As a spice, dried and ground sumac is a staple in Middle Eastern cooking. It works well on grilled meats, in salad dressings, sprinkled over hummus, or macerated in apple cider vinegar to make an infused vinegar.

When and How to Harvest

Sumac berries ripen in late summer to early fall, typically July through September depending on your region. You want clusters that have turned a deep, rich red. Green or pink clusters aren’t ready yet. Give a berry a quick taste test before picking a large batch: ripe clusters should taste distinctly sour. If the flavor is flat or bland, the acids may have washed away.

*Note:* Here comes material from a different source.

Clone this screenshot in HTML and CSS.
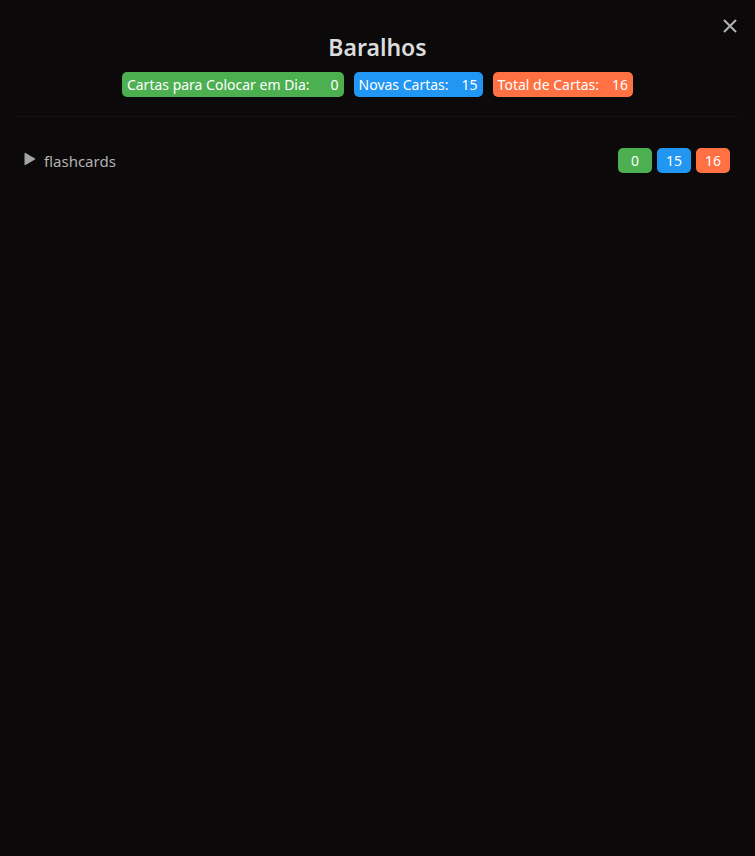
FILE: index.html
```html
<!DOCTYPE html>
<html lang="pt-BR">
<head>
<meta charset="utf-8">
<title>Baralhos</title>
<link rel="stylesheet" href="styles.css">
</head>
<body>
<main class="modal">
  <button class="close" type="button" aria-label="Fechar">
    <svg width="18" height="18" viewBox="0 0 18 18"><path d="M3 3l12 12M15 3L3 15"/></svg>
  </button>
  <header class="header">
    <h1 class="title">Baralhos</h1>
    <div class="stats">
      <div class="badge due"><span>Cartas para Colocar em Dia:</span><span class="total">0</span></div>
      <div class="badge new"><span>Novas Cartas:</span><span class="total">15</span></div>
      <div class="badge all"><span>Total de Cartas:</span><span class="total">16</span></div>
    </div>
  </header>
  <section class="decks">
    <div class="deck">
      <button class="toggle" type="button" aria-label="Expandir">
        <svg width="12" height="14" viewBox="0 0 12 14"><path d="M1.2 1.5v11L10.6 7z"/></svg>
      </button>
      <a class="name" href="#">flashcards</a>
      <div class="counts">
        <span class="badge count due">0</span>
        <span class="badge count new">15</span>
        <span class="badge count all">16</span>
      </div>
    </div>
  </section>
</main>
</body>
</html>
```
FILE: styles.css
```css
* { box-sizing: border-box; }
body {
  margin: 0;
  min-height: 100vh;
  background: #0b090a;
  color: #b3b3b3;
  font: 15px/20px "Segoe UI", "Noto Sans", "Open Sans", sans-serif;
}
.modal { position: relative; padding: 32px 15px; }
button { padding: 0; border: 0; background: none; color: inherit; }
svg { display: block; }
.close { position: absolute; top: 17px; right: 16px; }
.close svg { fill: none; stroke: #b3b3b3; stroke-width: 2; }
.header { padding-bottom: 19px; border-bottom: 1px solid #160e10; }
.title {
  margin: 0 0 10px;
  color: #dcdcdc;
  font-size: 23px;
  line-height: 30px;
  font-weight: 600;
  text-align: center;
}
.stats { display: flex; justify-content: center; gap: 10px; }
.badge {
  display: flex;
  gap: 13px;
  height: 25px;
  padding: 0 5px;
  border-radius: 5px;
  color: #fff;
  font-size: 14px;
  line-height: 25px;
  white-space: nowrap;
}
.total { min-width: 16px; text-align: right; }
.due { background: #4caf50; }
.new { background: #2196f3; }
.all { background: #ff7043; }
.decks { padding: 31px 10px 0 9px; }
.deck { display: flex; align-items: center; }
.toggle { margin: 0 8px 4px 0; }
.toggle svg { fill: #a6a6a6; stroke: #a6a6a6; stroke-width: 1.4; stroke-linejoin: round; }
.name { flex: 1; color: inherit; text-decoration: none; }
.counts { display: flex; gap: 5px; }
.count { justify-content: center; width: 34px; }
```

Rain is the enemy of sumac flavor. The malic and citric acids sit on the surface of the fuzzy berries, so a heavy rain will literally rinse the tartness away. Pick your sumac during a dry spell, ideally after several days without rain. Harvest by cutting or snapping off entire berry clusters at the stem.

Drying Sumac at Home

To turn fresh berries into the familiar purple-red spice powder, start by rinsing the clusters briefly in cold water and patting them dry. Spread the berries in a single layer and dry them using one of three methods: in an oven set to its lowest temperature (100°F to 150°F) with the door slightly ajar for 6 to 12 hours, in a food dehydrator, or by sun-drying on a screen in a well-ventilated area for several days. The berries are done when they feel brittle and crumble easily. Grind them in a spice grinder or mortar and pestle, then sift out the hard inner seeds. Store the powder in an airtight container away from light.

A Note on Allergies

Sumac belongs to the same botanical family as cashews, pistachios, and mangoes. Research published in the journal Antioxidants has documented cases of people with cashew allergies experiencing allergic reactions after eating sumac or pink peppercorn, both members of this family. The cross-reactivity isn’t fully understood yet, and not everyone with a cashew or pistachio allergy will react to sumac. But if you have a known allergy to cashews or pistachios, approach sumac cautiously and try only a very small amount the first time.